*Problem to work on:* For the copy, please give all of the data again exactly and leave the pictures out.

━━━ Source material ━━━

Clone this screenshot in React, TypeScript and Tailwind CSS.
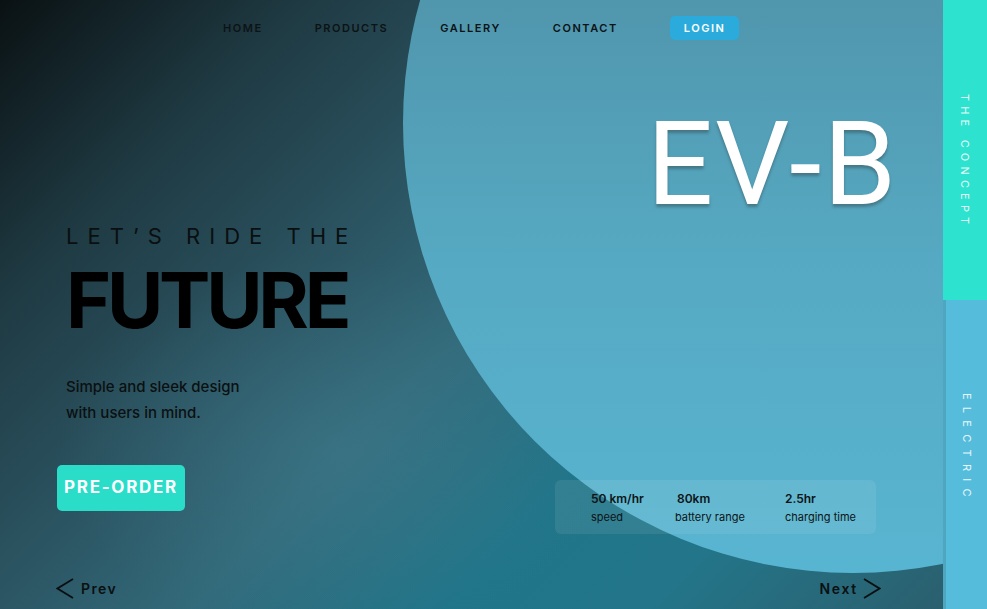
const navItems = ["HOME", "PRODUCTS", "GALLERY", "CONTACT"];

const stats = [
  { value: "50 km/hr", label: "speed", w: "w-[84px]" },
  { value: "80km", label: "battery range", w: "w-[110px]" },
  { value: "2.5hr", label: "charging time", w: "w-[90px]" },
];

const Chevron = ({ dir }: { dir: "left" | "right" }) => (
  <svg width="18" height="21" viewBox="0 0 18 21" fill="none" stroke="#0a1012" strokeWidth="1.8">
    {dir === "left" ? <polyline points="17,1 1.5,10.5 17,20" /> : <polyline points="1,1 16.5,10.5 1,20" />}
  </svg>
);

const Nav = () => (
  <nav className="flex h-[56px] items-center gap-[52px] pl-[223px]">
    {navItems.map((item) => (
      <a key={item} className="text-[11px] font-semibold tracking-[0.14em] text-[#0c1315]">
        {item}
      </a>
    ))}
    <button className="h-[24px] rounded-[5px] bg-[#2aabdb] px-[14px] text-[11px] font-semibold tracking-[0.14em] text-white">
      LOGIN
    </button>
  </nav>
);

const StatsBox = () => (
  <div className="flex h-[54px] w-[321px] items-center rounded-[6px] bg-white/[0.08] pl-[36px]">
    {stats.map((s, i) => (
      <div key={s.label} className={`${s.w} flex flex-col gap-[4px]`}>
        <span
          className={`text-[12px] font-semibold leading-[15px] text-[#0c1416] ${i === 1 ? "pl-[2px]" : ""}`}
        >
          {s.value}
        </span>
        <span className="text-[11px] leading-[14px] text-[#0c1416]">{s.label}</span>
      </div>
    ))}
  </div>
);

const SideBar = () => (
  <aside className="relative z-10 flex w-[44px] flex-col">
    <div className="flex h-[300px] items-center justify-center bg-[#2de2cf] pt-[24px]">
      <span className="text-[11px] tracking-[0.47em] text-[#e6fbf8] [writing-mode:vertical-rl]">
        THE CONCEPT
      </span>
    </div>
    <div className="flex flex-1 items-center justify-center border-l-[3px] border-[#4ea6c1] bg-[#56bcdb] pb-[12px]">
      <span className="text-[11px] tracking-[0.66em] text-[#e6f7fb] [writing-mode:vertical-rl]">
        ELECTRIC
      </span>
    </div>
  </aside>
);

export default function App() {
  return (
    <div
      className="relative flex h-[609px] w-full overflow-hidden bg-[radial-gradient(ellipse_at_34%_74%,rgba(70,130,148,0.35)_0%,rgba(70,130,148,0)_30%),linear-gradient(135deg,#0a1113_0%,#1f3a43_19%,#2c5664_38%,#326a7a_50%,#207589_66%,#23768a_78%,#2c5c6a_100%)]"
      style={{ fontFamily: "Inter, 'Noto Sans', sans-serif" }}
    >
      {/* big decorative circle */}
      <div className="absolute left-[403px] top-[-327px] h-[900px] w-[900px] rounded-full bg-[linear-gradient(180deg,#4b889e_0%,#5096ad_36%,#56a9c2_65%,#58b5d1_100%)]" />

      <main className="relative z-10 flex flex-1 flex-col">
        <Nav />

        <div className="flex h-[512px]">
          <div className="flex w-[480px] flex-col pl-[66px]">
            <p className="mt-[169px] text-[22px] leading-none tracking-[0.41em] text-[#0a0f10]">
              LET’S RIDE THE
            </p>
            <h1 className="mt-[15px] text-[77px] font-bold leading-none tracking-[-0.055em] text-black">
              FUTURE
            </h1>
            <p className="mt-[35px] text-[15px] font-medium leading-[26px] text-[#0b1011]">
              Simple and sleek design
              <br />
              with users in mind.
            </p>
            <button className="-ml-[9px] mt-[39px] h-[46px] w-[128px] rounded-[5px] bg-[#2addc9] text-[17px] font-bold tracking-[0.1em] text-white">
              PRE-ORDER
            </button>
          </div>

          <div className="flex flex-1 flex-col items-end">
            <h2
              className="mr-[45px] mt-[50px] text-[117px] font-normal leading-none tracking-[0.015em] text-white [text-shadow:0_3px_3px_rgba(40,40,40,0.35)]"
              style={{ fontFamily: "Roboto, Inter, sans-serif" }}
            >
              EV-B
            </h2>
            <div className="mb-[34px] mr-[67px] mt-auto">
              <StatsBox />
            </div>
          </div>
        </div>

        <div className="flex h-[41px] items-center justify-between pl-[56px] pr-[62px]">
          <button className="flex items-center gap-[7px] text-[14px] font-semibold tracking-[0.1em] text-[#0a1012]">
            <Chevron dir="left" />
            Prev
          </button>
          <button className="flex items-center gap-[5px] text-[14px] font-semibold tracking-[0.12em] text-[#0a1012]">
            Next
            <Chevron dir="right" />
          </button>
        </div>
      </main>

      <SideBar />
    </div>
  );
}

━━━

*Solution for this exercise:*
Clone this screenshot in React, TypeScript and Tailwind CSS.
const navItems = ["HOME", "PRODUCTS", "GALLERY", "CONTACT"];

const stats = [
  { value: "50 km/hr", label: "speed", w: "w-[84px]" },
  { value: "80km", label: "battery range", w: "w-[110px]" },
  { value: "2.5hr", label: "charging time", w: "w-[90px]" },
];

const Chevron = ({ dir }: { dir: "left" | "right" }) => (
  <svg width="18" height="21" viewBox="0 0 18 21" fill="none" stroke="#0a1012" strokeWidth="1.8">
    {dir === "left" ? <polyline points="17,1 1.5,10.5 17,20" /> : <polyline points="1,1 16.5,10.5 1,20" />}
  </svg>
);

const Nav = () => (
  <nav className="flex h-[56px] items-center gap-[52px] pl-[223px]">
    {navItems.map((item) => (
      <a key={item} className="text-[11px] font-semibold tracking-[0.14em] text-[#0c1315]">
        {item}
      </a>
    ))}
    <button className="h-[24px] rounded-[5px] bg-[#2aabdb] px-[14px] text-[11px] font-semibold tracking-[0.14em] text-white">
      LOGIN
    </button>
  </nav>
);

const StatsBox = () => (
  <div className="flex h-[54px] w-[321px] items-center rounded-[6px] bg-white/[0.08] pl-[36px]">
    {stats.map((s, i) => (
      <div key={s.label} className={`${s.w} flex flex-col gap-[4px]`}>
        <span
          className={`text-[12px] font-semibold leading-[15px] text-[#0c1416] ${i === 1 ? "pl-[2px]" : ""}`}
        >
          {s.value}
        </span>
        <span className="text-[11px] leading-[14px] text-[#0c1416]">{s.label}</span>
      </div>
    ))}
  </div>
);

const SideBar = () => (
  <aside className="relative z-10 flex w-[44px] flex-col">
    <div className="flex h-[300px] items-center justify-center bg-[#2de2cf] pt-[24px]">
      <span className="text-[11px] tracking-[0.47em] text-[#e6fbf8] [writing-mode:vertical-rl]">
        THE CONCEPT
      </span>
    </div>
    <div className="flex flex-1 items-center justify-center border-l-[3px] border-[#4ea6c1] bg-[#56bcdb] pb-[12px]">
      <span className="text-[11px] tracking-[0.66em] text-[#e6f7fb] [writing-mode:vertical-rl]">
        ELECTRIC
      </span>
    </div>
  </aside>
);

export default function App() {
  return (
    <div
      className="relative flex h-[609px] w-full overflow-hidden bg-[radial-gradient(ellipse_at_34%_74%,rgba(70,130,148,0.35)_0%,rgba(70,130,148,0)_30%),linear-gradient(135deg,#0a1113_0%,#1f3a43_19%,#2c5664_38%,#326a7a_50%,#207589_66%,#23768a_78%,#2c5c6a_100%)]"
      style={{ fontFamily: "Inter, 'Noto Sans', sans-serif" }}
    >
      {/* big decorative circle */}
      <div className="absolute left-[403px] top-[-327px] h-[900px] w-[900px] rounded-full bg-[linear-gradient(180deg,#4b889e_0%,#5096ad_36%,#56a9c2_65%,#58b5d1_100%)]" />

      <main className="relative z-10 flex flex-1 flex-col">
        <Nav />

        <div className="flex h-[512px]">
          <div className="flex w-[480px] flex-col pl-[66px]">
            <p className="mt-[169px] text-[22px] leading-none tracking-[0.41em] text-[#0a0f10]">
              LET’S RIDE THE
            </p>
            <h1 className="mt-[15px] text-[77px] font-bold leading-none tracking-[-0.055em] text-black">
              FUTURE
            </h1>
            <p className="mt-[35px] text-[15px] font-medium leading-[26px] text-[#0b1011]">
              Simple and sleek design
              <br />
              with users in mind.
            </p>
            <button className="-ml-[9px] mt-[39px] h-[46px] w-[128px] rounded-[5px] bg-[#2addc9] text-[17px] font-bold tracking-[0.1em] text-white">
              PRE-ORDER
            </button>
          </div>

          <div className="flex flex-1 flex-col items-end">
            <h2
              className="mr-[45px] mt-[50px] text-[117px] font-normal leading-none tracking-[0.015em] text-white [text-shadow:0_3px_3px_rgba(40,40,40,0.35)]"
              style={{ fontFamily: "Roboto, Inter, sans-serif" }}
            >
              EV-B
            </h2>
            <div className="mb-[34px] mr-[67px] mt-auto">
              <StatsBox />
            </div>
          </div>
        </div>

        <div className="flex h-[41px] items-center justify-between pl-[56px] pr-[62px]">
          <button className="flex items-center gap-[7px] text-[14px] font-semibold tracking-[0.1em] text-[#0a1012]">
            <Chevron dir="left" />
            Prev
          </button>
          <button className="flex items-center gap-[5px] text-[14px] font-semibold tracking-[0.12em] text-[#0a1012]">
            Next
            <Chevron dir="right" />
          </button>
        </div>
      </main>

      <SideBar />
    </div>
  );
}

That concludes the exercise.